Nowadays the “old” University building is barely visible among the high-rise-building-surrounding but its beauty remains the same.
Bank of China
The Bank of China headquarter was completed in 1953. It was designed with a goal to surpass the 1935 HSBC building next door. It has been beautifully preserved. After moving the headquarters to the new Bank of China Tower in 1991, the building is used as a sub-branch.
And now, cherry on top 😊 - two buildings that kept the same location but look completely different nowadays:
Hong Kong Bank (HSBC)
The present-day HSBC headquarter is the actually the fourth one. The first building called Wardley House was used between 1865 and 1882, the second one (in the picture) was completed in 1886 in Victorian style with verandas and colonnades.
The building became obsolete in 1930s and was replaced by the third one that had its opening in October 1935. Two bronze lions were order from Shanghai-based British sculptor WW Wagstaff to “guard” the entrance. Lions were inspired (but not identical) by earlier commissioned lions for the Shanghai office.
The fourth, and current one, was finished on 18 November 1985 and at the time, it was the most expensive building in the world. It was designed by the British star-architect Norman Foster. Personally, one of my favourite buildings in Hong Kong 😉.

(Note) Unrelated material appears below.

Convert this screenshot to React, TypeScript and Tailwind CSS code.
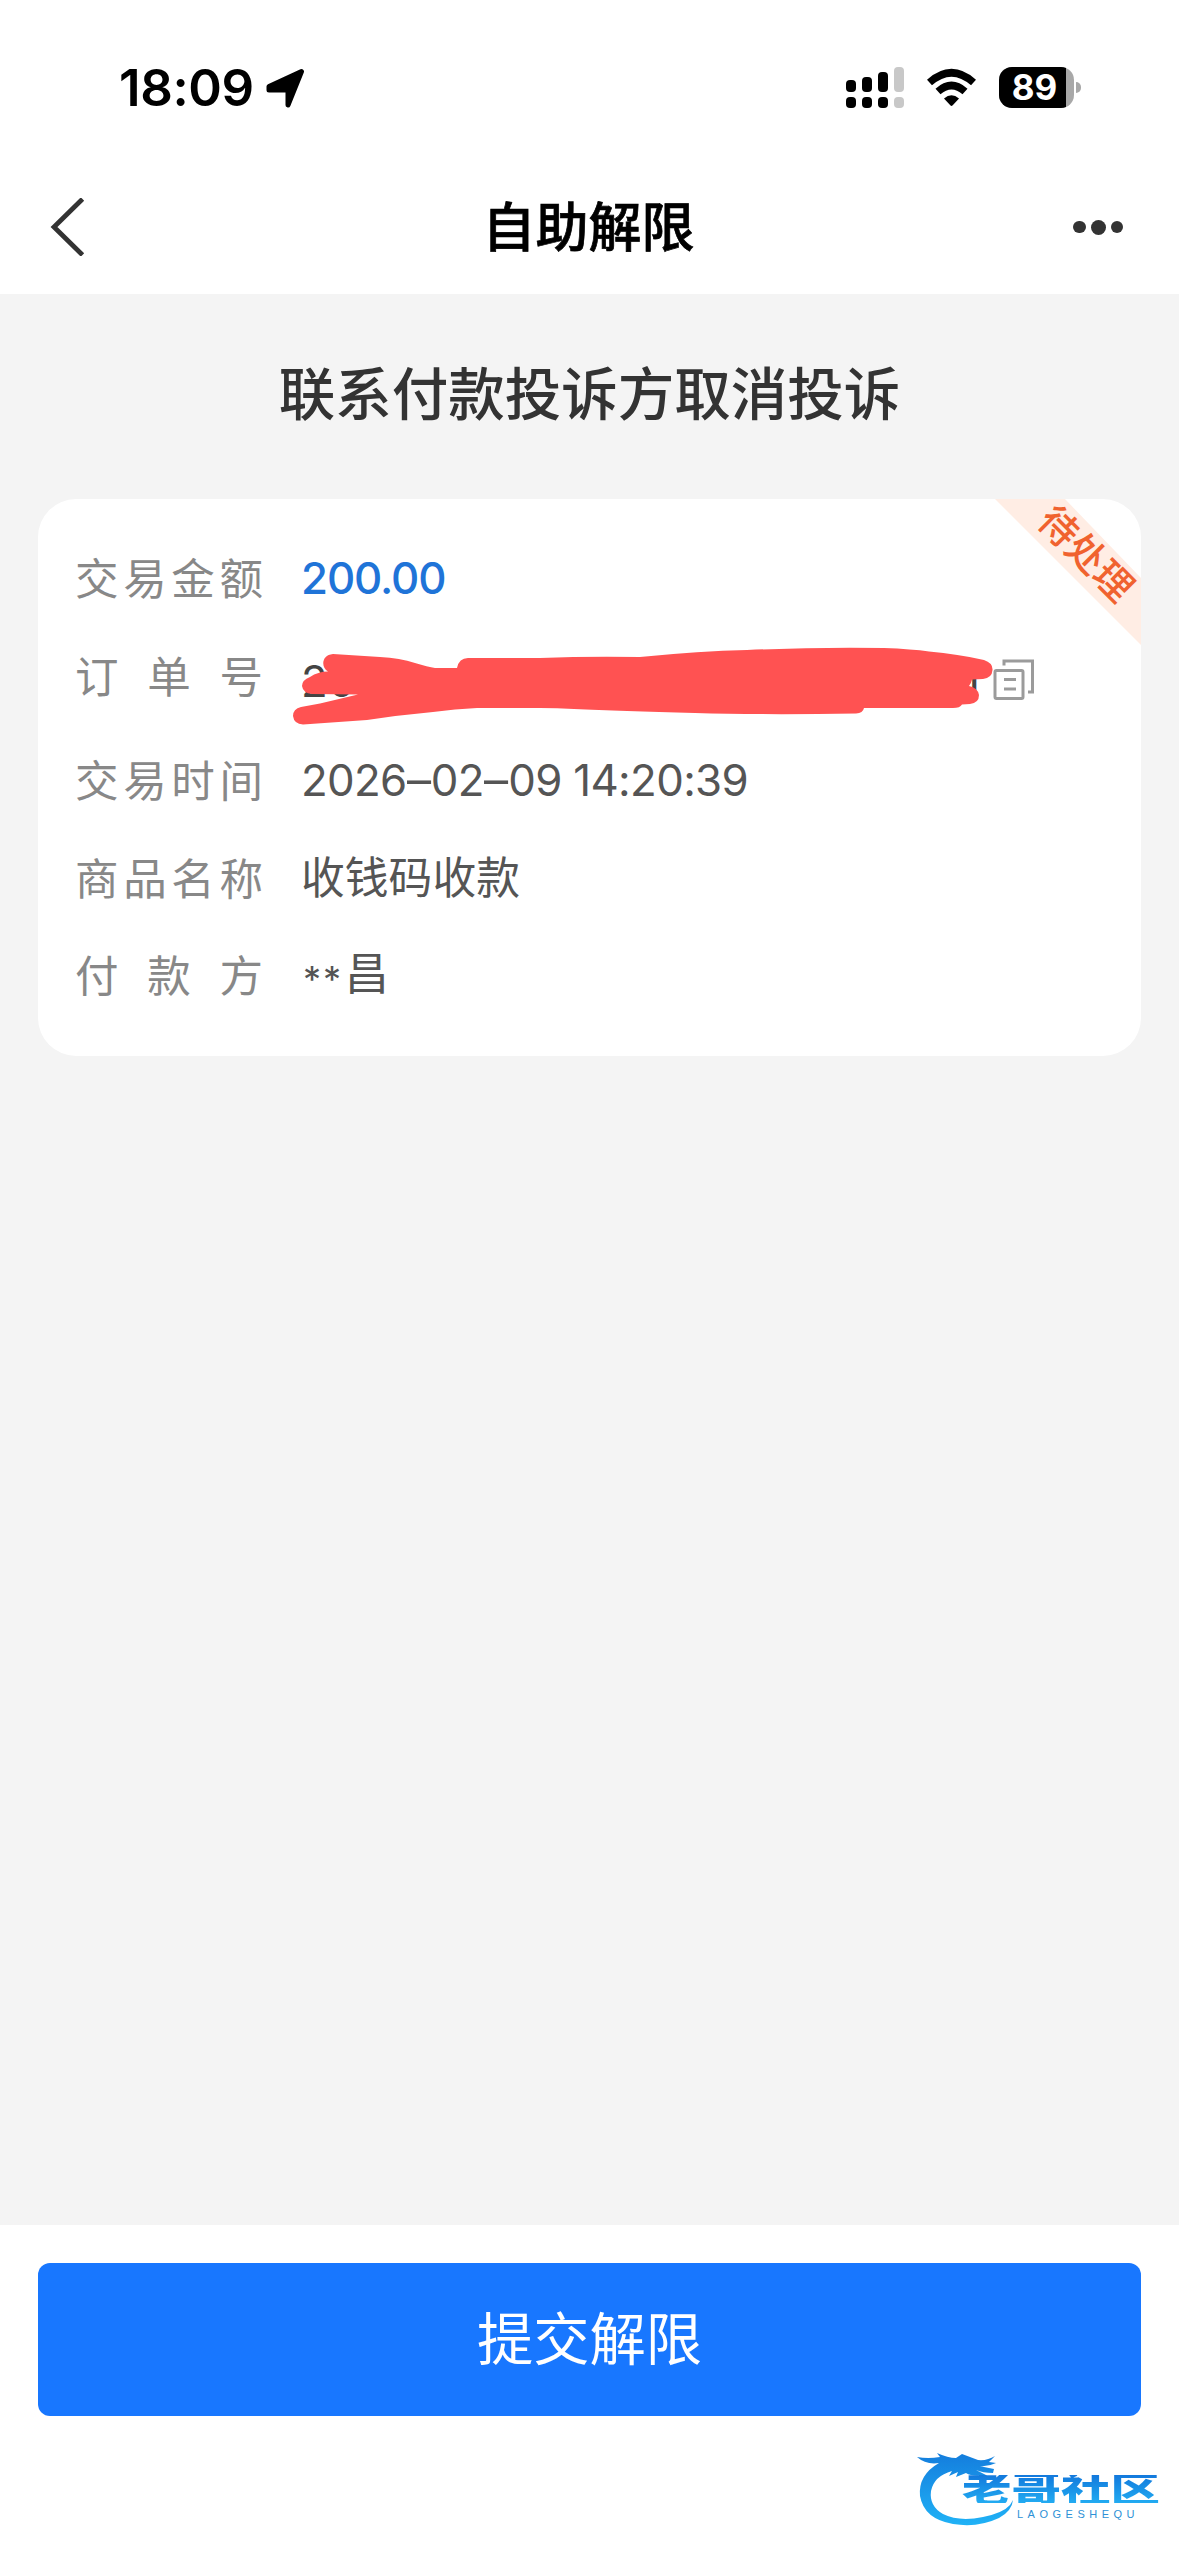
import type { ReactNode } from "react";

function StatusBar() {
  return (
    <div className="flex h-[160px] items-start pl-[119px] pr-[98px] pt-[65px] text-black">
      <span className="h-[46px] w-[147px] whitespace-nowrap text-[51px] font-semibold leading-[46px] tracking-[-0.4px]">18:09</span>
      <svg className="mt-[3px] h-[42px] w-[42px]" viewBox="0 0 42 42">
        <path d="M3 18.5 35.5 3.5 22 37V22H3Z" fill="#000" stroke="#000" strokeWidth="5" strokeLinejoin="round" />
      </svg>
      <div className="flex-1" />
      <svg className="mt-[1px] h-[44px] w-[60px]" viewBox="0 0 60 44">
        <rect x="0" y="14" width="10" height="12" rx="4" />
        <rect x="16" y="11" width="10" height="15" rx="4" />
        <rect x="32" y="6" width="10" height="20" rx="4" />
        <rect x="48" y="1" width="10" height="25" rx="4" fill="#c8c8c8" />
        <rect x="0" y="31" width="10" height="11" rx="4" />
        <rect x="16" y="31" width="10" height="11" rx="4" />
        <rect x="32" y="31" width="10" height="11" rx="4" />
        <rect x="48" y="31" width="10" height="11" rx="4" fill="#c8c8c8" />
      </svg>
      <svg className="ml-[20px] mt-[3px] h-[40px] w-[52px]" viewBox="0 0 52 40">
        <path d="M3.5 14.5Q25.5-5 47.5 14.5" fill="none" stroke="#000" strokeWidth="7.5" />
        <path d="M12 23.5Q25.5 11.5 39 23.5" fill="none" stroke="#000" strokeWidth="7.5" />
        <path d="M18 30.5Q25.5 24 33 30.5L26.7 37.3Q25.5 38.5 24.3 37.3Z" />
      </svg>
      <div className="ml-[21px] mt-[2px] flex items-center">
        <div className="h-[41px] w-[75px] overflow-hidden rounded-[13px] bg-[#a8a8a8]">
          <div className="h-full w-[67px] bg-black pl-[4px] text-center text-[35px] font-bold leading-[41px] text-white">89</div>
        </div>
        <div className="ml-[2px] h-[11px] w-[5px] rounded-r-full bg-[#a8a8a8]" />
      </div>
    </div>
  );
}

function NavBar() {
  return (
    <header className="flex h-[134px] items-center justify-between pl-[50px] pr-[54px]">
      <svg className="h-[58px] w-[74px]" viewBox="0 0 74 58">
        <path d="M32.5 1 4 29 32.5 57" fill="none" stroke="#333" strokeWidth="4.8" />
      </svg>
      <h1 className="translate-x-[1px] translate-y-[1px] text-[53px] font-medium leading-[60px] text-black [-webkit-text-stroke:0.7px_black]">自助解限</h1>
      <div className="flex w-[74px] items-center justify-end gap-[5px] pr-[2px]">
        <i className="size-[12.5px] rounded-full bg-[#333]" />
        <i className="size-[15px] rounded-full bg-[#333]" />
        <i className="size-[12.5px] rounded-full bg-[#333]" />
      </div>
    </header>
  );
}

function Row({ label, height, children }: { label: string; height: string; children: ReactNode }) {
  return (
    <div className={"flex items-center " + height}>
      <div className="flex w-[188px] justify-between text-[43.5px] leading-[60px] text-[#888]">
        {label.split("").map((c, i) => (
          <span key={i}>{c}</span>
        ))}
      </div>
      <div className="ml-[38px] text-[43.8px] leading-[60px] text-[#555]">{children}</div>
    </div>
  );
}

function Dash() {
  return <span className="mx-[1.5px] inline-block scale-x-[1.1]">–</span>;
}

function OrderNumber() {
  return (
    <div className="relative flex h-[60px] w-[735px] translate-y-[5px] items-center">
      <div className="flex w-[681px] justify-between text-[#444]">
        <span>20</span>
        <span>1</span>
      </div>
      <svg className="ml-[12px] h-[44px] w-[44px] shrink-0 translate-y-[-2px]" viewBox="0 0 44 44" fill="none" stroke="#9b9b9b" strokeWidth="3">
        <rect x="3" y="12.5" width="28" height="28" rx="1.5" />
        <path d="M12 7.5V3H40.5V34H36M12 21.5h12M12 31h12" />
      </svg>
      {/* redaction stroke over the order number */}
      <svg className="absolute left-[-11px] top-[-11px] h-[84px] w-[704px]" viewBox="290 640 704 84">
        <path
          fill="#ff5252"
          d="M328 670.5C321 667 321 654 333 653L380 656Q400 657 415 662Q428 666 435 667H457Q459 657 468 657L540 657Q590 655 640 656Q700 650 747 649Q815 646 884 647Q912 648 929 650.5Q958 653 984 659Q993 662 992.5 669Q992 677 983 678L972 678.5Q971 683 969 685Q978 687 979 694Q979 702 970 703L962 703.5Q960 707 953 707H864Q863 712 856 712.5Q764 714 695 712Q620 710 574 708Q557 707 540 707L477 707Q455 708 433 711Q400 714 367 719L303 723.5Q294 723 293 715Q293 708 301 706L320 702.5L358 693.5L312 693Q303 692 302 685Q302 679 310 676Q318 670.5 328 670.5Z"
        />
      </svg>
    </div>
  );
}

function StatusRibbon() {
  return (
    <div className="absolute right-0 top-0 size-[146px]">
      <svg className="size-[146px]" viewBox="0 0 146 146">
        <path d="M0 0H70L146 79V146Z" fill="#ffede4" />
      </svg>
      <span className="absolute left-[91px] top-[55px] -translate-x-1/2 -translate-y-1/2 rotate-45 whitespace-nowrap text-[38.5px] font-medium leading-none text-[#f0622f]">待处理</span>
    </div>
  );
}

function CommunityLogo() {
  return (
    <div className="relative h-[90px] w-[250px]">
      <svg className="absolute inset-0 h-[90px] w-[250px]" viewBox="0 0 250 90">
        <defs>
          <linearGradient id="dragon" x1="0" y1="0" x2="0" y2="1">
            <stop offset="0" stopColor="#147ddd" />
            <stop offset="1" stopColor="#20b2f6" />
          </linearGradient>
        </defs>
        <path
          fill="url(#dragon)"
          d="M1 9Q12 11 24 9L21 5Q32 10 40 10L46 6L62 12Q71 13 79 8L73 14L80 15Q72 19 63 18L78 21L77 25Q67 25 60 22L70 27Q56 29 50 25L40 29L42 24L33 28L36 23Q18 28 15 43Q13 58 27 66Q43 74 67 69Q87 65 94 57L97 52Q96 63 83 70Q62 80 37 76Q8 71 4 48Q2 27 23 15Q10 17 1 9Z"
        />
      </svg>
      <div className="absolute left-[46px] top-[21px] h-[40px] w-[200px] origin-left scale-y-[0.72] whitespace-nowrap bg-linear-to-b from-[#1478dc] to-[#23acf2] bg-clip-text text-[49.5px] font-black leading-[40px] text-transparent">
        老哥社区
      </div>
      <div className="absolute left-[101px] top-[59px] whitespace-nowrap font-['Liberation_Sans'] text-[11px] leading-[14px] tracking-[4.5px] text-[#2d91d6]">LAOGESHEQU</div>
    </div>
  );
}

export default function App() {
  return (
    <div className="flex h-[2556px] w-[1179px] flex-col overflow-hidden bg-white font-['Inter','Noto_Sans_CJK_SC',sans-serif]">
      <StatusBar />
      <NavBar />
      <main className="h-[1931px] bg-[#f4f4f4] px-[38px] pt-[65px]">
        <h2 className="text-center text-[56.5px] font-medium leading-[72px] text-[#333]">联系付款投诉方取消投诉</h2>
        <section className="relative mt-[68px] h-[557px] overflow-hidden rounded-[38px] bg-white pl-[37px] pt-[31px]">
          <Row label="交易金额" height="h-[98px]">
            <span className="font-medium tracking-[-1.1px] text-[#1f74d8]">200.00</span>
          </Row>
          <Row label="订单号" height="h-[98px]">
            <OrderNumber />
          </Row>
          <Row label="交易时间" height="h-[110px]">
            <span className="tracking-[-0.65px]">
              2026<Dash />02<Dash />09 14:20:39
            </span>
          </Row>
          <Row label="商品名称" height="h-[86px]">收钱码收款</Row>
          <Row label="付款方" height="h-[108px]">
            <span className="inline-block w-[44px] translate-y-[2px] pl-[2px] text-[36px] tracking-[2px]">**</span>昌
          </Row>
          <StatusRibbon />
        </section>
      </main>
      <footer className="flex flex-1 flex-col bg-white px-[38px] pt-[38px]">
        <button className="h-[153px] w-full shrink-0 rounded-[12px] bg-[#1877ff] text-[56.3px] leading-[153px] text-white">提交解限</button>
        <div className="-mr-[25px] mt-[32px] self-end">
          <CommunityLogo />
        </div>
      </footer>
    </div>
  );
}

Completed in 1899, this neoclassical 4-storey-tall building quickly became the city’s most prestigious building. After the Second World War, Hong Kong became extremely popular travel destination. Therefore, the owners of the building decided to change the purpose of this amazing location and build a prestigious 5-star-hotel called The Queen’s.
Eventually, Queen's Building was demolished in 1963 and the Mandarin Oriental Hotel was constructed on the site instead, opening its doors in October 1963.